Illinois Justice Project

AGQ1: Role of AG in CJR

Illinois Attorney General Candidates Criminal Justice Questionnaire



I. The Role of the Attorney General in Criminal Justice Reform

Illinois residents, policy makers and advocates from all parts of the state and across the political spectrum have united to understand how to improve the criminal justice system. The current efforts are based on the well-defined proposition that an effective criminal justice system provides both fairness and safety for all people of the state, despite their color, creed, geographic location or economic standing.

The Office of the Illinois Attorney General is responsible for law enforcement and the equal protection of law for all citizens. What role will your administration play in the criminal justice reform movement?

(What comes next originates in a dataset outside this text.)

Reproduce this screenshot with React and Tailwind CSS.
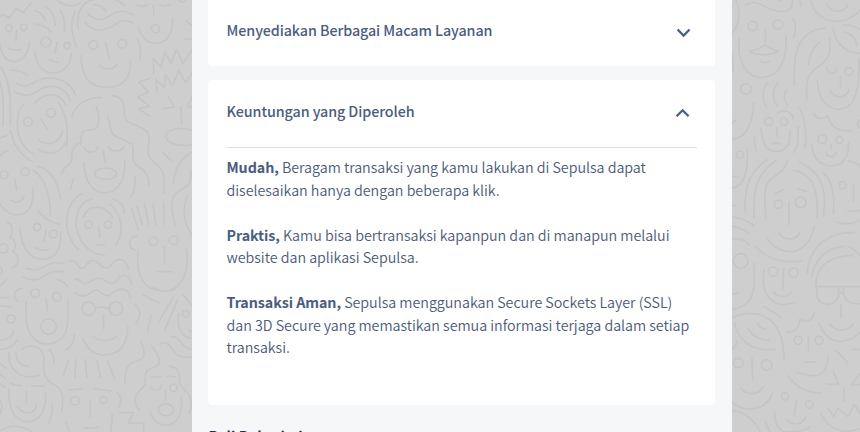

How would your approach be different from the current administration when it comes to justice reform and/or how would it be similar? Please identify a particular policy or position that would be a focus of your criminal justice reform work as Attorney General.


Kwame Raoul


Because of my professional experience as both a prosecutor and a criminal defense attorney, along with my concern for low-income communities and communities of color throughout the state ravaged by violent crime and mass incarceration, I made criminal justice reform a touchstone of my legislative career. Bills I have sponsored have addressed exoneration, expungement and sealing, moving juveniles out of adult prisons, alternatives to incarceration for non-violent and first-time offenders, sentencing reform, the abolition of the death penalty, prison conditions and employment opportunities for those with criminal records. I served on the Sentencing Policy Advisory Council and the Commission on Criminal Justice and Sentencing Reform. Over the years, I have built valuable relationships with public officials and organizations working on criminal justice reform, and I have persuaded many of my colleagues in the General Assembly to join the effort to reduce the prison population and the recidivism rate in Illinois. I can use these relationships as Attorney General to work effectively with the General Assembly on further progress toward common-sense criminal justice reform initiatives that make our communities safer and more prosperous.

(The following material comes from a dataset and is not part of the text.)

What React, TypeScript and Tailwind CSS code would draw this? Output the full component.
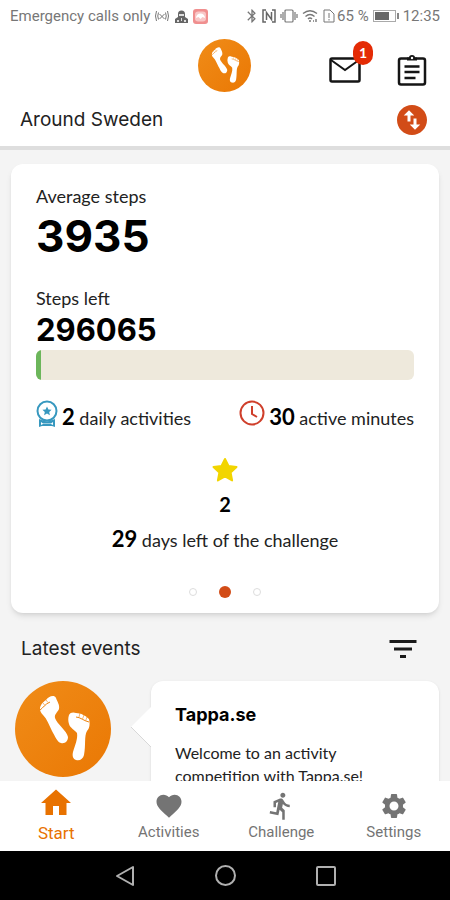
import { ReactNode } from "react"
import {
  MdSwapVerticalCircle,
  MdFilterList,
  MdHome,
  MdFavorite,
  MdDirectionsRun,
  MdSettings,
  MdBluetooth,
} from "react-icons/md"

const tabs = [
  { label: "Start", Icon: MdHome, active: true },
  { label: "Activities", Icon: MdFavorite },
  { label: "Challenge", Icon: MdDirectionsRun },
  { label: "Settings", Icon: MdSettings },
]

const Feet = ({ className }: { className: string }) => (
  <svg viewBox="0 0 96 96" className={className} aria-hidden="true">
    <defs>
      <linearGradient id="orange" x1="0" y1="0" x2="1" y2="1">
        <stop offset="0" stopColor="#f08c18" />
        <stop offset="1" stopColor="#ea7804" />
      </linearGradient>
    </defs>
    <circle cx="48" cy="48" r="48" fill="url(#orange)" />
    <g fill="#fff">
      <path d="M25 28C25 24 28 21 31 19C33 16 39 13 41 17C42 20 45 24 44 28C43 31 39 33 40 37C42 43 52 50 53 56C53 60 50 63 46 62C42 61 40 55 37 50C34 44 32 38 28 34C26 32 25 30 25 28Z" />
      <path d="M54 34C55 31 59 31 61 32C66 32 71 35 74 38C75 42 75 47 72 50C69 55 71 64 69 74C68 78 65 80 61 79C58 78 57 75 58 71C60 64 63 58 62 52C60 49 55 47 54 43C53 40 53 37 54 34Z" />
    </g>
    <g fill="none" stroke="#ee8510">
      <path d="M25 29C28 27 30 23 35 21" />
      <path d="M28 22l2 2.500M31 19l2 2.500" strokeWidth="0.600" />
      <path d="M61 36C65 36 69 40 74 41" />
      <path d="M65 32l-1 4M69 34l-1.500 4M72 36l-1.500 4" strokeWidth="0.600" />
    </g>
  </svg>
)

const Strong = ({ children }: { children: ReactNode }) => (
  <span className="text-[22px] font-bold text-black">{children}</span>
)

const StatusBar = () => (
  <div className="flex h-8 items-center justify-between pr-2.5 pl-2.5 font-['Roboto',sans-serif] text-[15px] text-[#777]">
    <div className="flex items-center gap-1">
      <span>Emergency calls only</span>
      <svg viewBox="0 0 15 14" className="h-3.5 w-4" fill="none" stroke="currentColor">
        <path d="M2 2Q0 7 2 12M4 3.500Q2.500 7 4 10.500M13 2Q15 7 13 12M11 3.500Q12.500 7 11 10.500M5 10L10 5M5 5L10 10" />
      </svg>
      <svg viewBox="0 0 15 15" className="size-[15px]">
        <path d="M4 5a3.500 3.500 0 0 1 7 0v3l3 2v4H1v-4l3-2z" fill="#666" />
        <path d="M5 5h5v2H5zM3 11h2v2H3zM10 11h2v2h-2zM7 9h1v3H7z" fill="#ddd" />
      </svg>
      <svg viewBox="0 0 15 15" className="size-[15px]">
        <rect width="15" height="15" rx="3" fill="#f08f8f" />
        <rect x="2" y="2.500" width="11" height="10" rx="3" fill="#fff" opacity="0.500" />
        <path d="M3 9a4.500 4.500 0 0 1 9 0l-2.500-1L7.500 10 5.500 8z" fill="#fff" />
      </svg>
    </div>
    <div className="flex items-center">
      <MdBluetooth className="size-4" />
      <svg viewBox="0 0 14 14" className="ml-0.5 size-3.5" fill="none" stroke="#666" strokeWidth="1.500">
        <path d="M4 1H1v12h3M10 1h3v12h-3M4.500 11V3.500l5 7V3" />
      </svg>
      <svg viewBox="0 0 18 14" className="ml-1 h-3.5 w-[18px]" fill="none" stroke="#777" strokeWidth="1.200">
        <rect x="5" y="1" width="8" height="12" rx="1" />
        <path d="M3 3v8M15 3v8M1 5v4M17 5v4" />
      </svg>
      <svg viewBox="0 0 17 14" className="ml-1 h-3.5 w-[17px]" fill="none" stroke="#777" strokeWidth="1.400">
        <path d="M1 4.500Q8 -1 15 4.500M3.500 7.500Q8 3.500 12.500 7.500M6 10Q8 8 10 10" />
        <path d="M7 12h2M11 12h1M14 10v3" />
      </svg>
      <svg viewBox="0 0 12 14" className="ml-1 h-4 w-3" fill="none" stroke="currentColor">
        <path d="M1 1h6l4 4v8H1zM6 4v5M6 10v1.500" />
      </svg>
      <span className="ml-0.5">65 %</span>
      <svg viewBox="0 0 26 12" className="mx-1 h-3 w-[26px]">
        <rect x="0.500" y="0.500" width="22" height="11" fill="none" stroke="#aaa" />
        <rect x="2" y="2" width="14" height="8" fill="#666" />
        <path d="M24 3h2v6h-2z" fill="#888" />
      </svg>
      <span>12:35</span>
    </div>
  </div>
)

const App = () => {
  return (
    <div className="flex h-screen flex-col overflow-hidden bg-[#f4f4f4] font-['Lato',sans-serif] text-[#222]">
      <header className="relative z-10 border-b-4 border-[#dedede] bg-white">
        <StatusBar />
        <div className="grid grid-cols-3 items-center px-5 pt-[7px]">
          <Feet className="col-start-2 size-[53px] justify-self-center" />
          <div className="flex items-center justify-end gap-9 pt-2 pr-[3px]">
            <button aria-label="Messages" className="relative">
              <svg viewBox="0 0 32 26" className="h-[26px] w-8" fill="none" stroke="#151515" strokeWidth="2.500">
                <rect x="1.500" y="1.500" width="29" height="23" rx="1.500" />
                <path d="M2 3L16 13L30 3" strokeWidth="2" />
              </svg>
              <span className="absolute -top-4 -right-3 flex h-6 w-5 items-center justify-center rounded-full bg-[#e42b05] text-sm font-bold text-white">
                1
              </span>
            </button>
            <button aria-label="Activity log">
              <svg viewBox="0 0 30 32" className="h-8 w-[30px]" fill="none" stroke="#151515" strokeWidth="2.500">
                <rect x="2" y="4.500" width="26" height="26" rx="2" />
                <path d="M10 3.500h2a3 2.500 0 0 1 6 0h2v3H10z" fill="#151515" stroke="none" />
                <circle cx="15" cy="4" r="1.200" fill="#fff" stroke="none" />
                <path d="M7.500 12.500h15M7.500 18h15M7.500 24h11" />
              </svg>
            </button>
          </div>
        </div>
        <div className="flex items-center justify-between px-5 pt-2.5 pb-2">
          <h1 className="font-['Inter',sans-serif] text-[19px]">Around Sweden</h1>
          <button aria-label="Switch challenge">
            <MdSwapVerticalCircle className="size-9 text-[#d24c17]" />
          </button>
        </div>
      </header>

      <main className="min-h-0 flex-1 overflow-hidden px-[11px] pt-3.5">
        <section className="rounded-xl bg-white px-[25px] pt-[18px] pb-[15px] shadow-md">
          <p className="text-lg">Average steps</p>
          <p className="font-['Inter',sans-serif] text-[44px] leading-[52px] font-bold text-black">3935</p>
          <p className="mt-[22px] text-lg">Steps left</p>
          <p className="font-['Inter',sans-serif] text-[31px] leading-9 font-bold text-black">296065</p>
          <div className="mt-0.5 h-[30px] overflow-hidden rounded-md bg-[#eee9dc]">
            <div className="h-full w-[5px] bg-[#6cb65b]" />
          </div>
          <div className="mt-5 flex items-center justify-between text-lg">
            <div className="flex items-start gap-1">
              <svg viewBox="0 0 22 28" className="h-7 w-[22px]" fill="none" stroke="#3798bf" strokeWidth="2">
                <circle cx="11" cy="11" r="9.500" />
                <path d="M3 19l3 1q5 2.500 10 0l3-1v8l-3-1H6l-3 1z" fill="#3798bf" stroke="none" />
                <path d="M5 22l2 1.500h8l2-1.500v3l-2-1H7l-2 1z" fill="#fff" stroke="none" />
                <path
                  d="M11 6.500l1.400 3 3.200.3-2.400 2.200.7 3.200-2.900-1.700-2.900 1.700.7-3.200-2.400-2.200 3.200-.3z"
                  fill="#3798bf"
                  stroke="none"
                />
              </svg>
              <p>
                <Strong>2</Strong> daily activities
              </p>
            </div>
            <div className="flex items-start gap-1">
              <svg viewBox="0 0 26 26" className="size-[26px]" fill="none" stroke="#cf3f2b" strokeWidth="2">
                <circle cx="13" cy="13" r="11.500" />
                <path d="M13 6v8l5 3" />
              </svg>
              <p>
                <Strong>30</Strong> active minutes
              </p>
            </div>
          </div>
          <div className="mt-5 flex flex-col items-center">
            <svg viewBox="0 0 32 32" className="size-8" fill="#f2d500" stroke="#f2d500" strokeWidth="2" strokeLinejoin="round">
              <path d="M16 5l3.500 7 8 1-5.900 5.500 1.500 8-7.100-4-7.100 4 1.500-8L4.500 13l8-1z" />
            </svg>
            <p className="mt-1 text-xl font-bold text-black">2</p>
            <p className="mt-1 text-lg">
              <Strong>29</Strong> days left of the challenge
            </p>
            <div className="mt-[30px] flex items-center gap-[22px]">
              <span className="size-2 rounded-full border border-[#ddd]" />
              <span className="size-3 rounded-full bg-[#d24c17]" />
              <span className="size-2 rounded-full border border-[#ddd]" />
            </div>
          </div>
        </section>

        <div className="flex items-center justify-between px-2.5 pt-[18px] pb-3.5">
          <h2 className="font-['Inter',sans-serif] text-[19px]">Latest events</h2>
          <button aria-label="Filter events" className="pr-2">
            <MdFilterList className="size-9 text-[#1a1a1a]" />
          </button>
        </div>

        <div className="flex items-start gap-10 pl-1">
          <Feet className="size-24 shrink-0" />
          <article className="relative h-40 flex-1 rounded-xl bg-white px-6 pt-5 shadow">
            <svg viewBox="0 0 22 44" className="absolute top-6 -left-5 h-11 w-[22px]">
              <path d="M22 0L0 22L22 44z" fill="#fff" />
              <path d="M0 22L20 42" stroke="#d8d8d8" fill="none" />
            </svg>
            <h3 className="font-['Inter',sans-serif] text-lg font-bold text-black">Tappa.se</h3>
            <p className="mt-3 max-w-52 text-base leading-[23px]">Welcome to an activity competition with Tappa.se!</p>
          </article>
        </div>
      </main>

      <nav className="z-10 grid grid-cols-4 bg-white font-['Roboto',sans-serif]">
        {tabs.map(({ label, Icon, active }) => (
          <a
            key={label}
            href="#"
            className={
              active
                ? "flex h-[70px] flex-col items-center pt-1 text-[17px] text-[#e87200]"
                : "flex h-[70px] flex-col items-center pt-2.5 text-[15px] text-[#747474]"
            }
          >
            <Icon className={active ? "size-9" : "size-[30px]"} />
            <span>{label}</span>
          </a>
        ))}
      </nav>

      <div className="flex h-[49px] shrink-0 items-center justify-center gap-20 bg-black">
        <button aria-label="Back">
          <svg viewBox="0 0 20 22" className="h-[22px] w-5" fill="none" stroke="#b0b0b0" strokeWidth="2">
            <path d="M18 2v18L2 11z" strokeLinejoin="round" />
          </svg>
        </button>
        <button aria-label="Home" className="size-[21px] rounded-full border-2 border-[#b0b0b0]" />
        <button aria-label="Recent apps" className="size-5 rounded-xs border-2 border-[#b0b0b0]" />
      </div>
    </div>
  )
}

export default App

I would more aggressively exercise the office’s bully pulpit to work for criminal justice reform, expanding on my and my colleagues’ legislative accomplishments. Being able to leverage the relationships I have made both with Illinois lawmakers and advocates and with public officials and others who are working on these issues nationwide will give me a head start on this critical area of focus for me. I will prioritize a holistic approach, as I have done in the General Assembly, measuring success not just in terms of numbers of inmates in the correctional system, but in terms of recidivism rates and the impact on communities, particularly under-resourced, under-invested-in communities of color hit hard by both crime and high rates of incarceration. In particular, my work will emphasize continued development of Illinois’ alternatives to incarceration, as well as enforcing the law on sealing and expungement of records (especially for juvenile ex-offenders and arrestees) and implementing risk-based assessment tools to aid in matching people involved in the criminal justice system with the programs and services that will best help them reintegrate.

Closely linked to criminal justice reform – the other side of the same coin – are two other priority initiatives of mine: improving the office’s distribution of crime victims’ assistance resources by prioritizing the most victimized communities. I have already passed a law to start a pilot trauma center program for those victimized by and exposed to violent crime. Evidence tells us that untreated trauma feeds the cycle of violent crime when violence becomes normalized in a community and victims are disproportionately likely to become the next perpetrators.


Erika Harold


I will prioritize criminal justice reform as Attorney General because Illinois needs a system that reduces recidivism rates, thereby keeping communities safer; promotes human dignity; and makes better use of government resources, which currently are being squandered on a broken system and failed policies. For the past eleven years, I have served on the board of directors of Prison Fellowship, the nation’s largest outreach to inmates and their families. In that capacity, I have done prison ministry, advocated for bipartisan criminal justice reform measures, raised awareness of the unique challenges facing children of incarcerated parents, and made visits to prisons throughout the country to help assess vocational and educational programming opportunities for inmates. Prison Fellowship recently has launched an innovative Warden’s Exchange program, instituted national Second Chance Month to highlight the need for restorative opportunities for those with a criminal record, and launched reentry initiatives throughout the country. Accordingly, as Attorney General I will promote a more restorative approach to Illinois’ criminal justice system in order to help provide non-violent offenders with more diversion-based alternatives to incarceration, opportunities for rehabilitation, and the tools necessary to rebuild their lives following their release from prison.

As Attorney General, I would be a more vigorous and visible advocate of justice reform, promoting the expansion of problem-solving courts (including drug courts and mental health courts), the streamlining and enhancement of reentry services, and greater access to expungement services.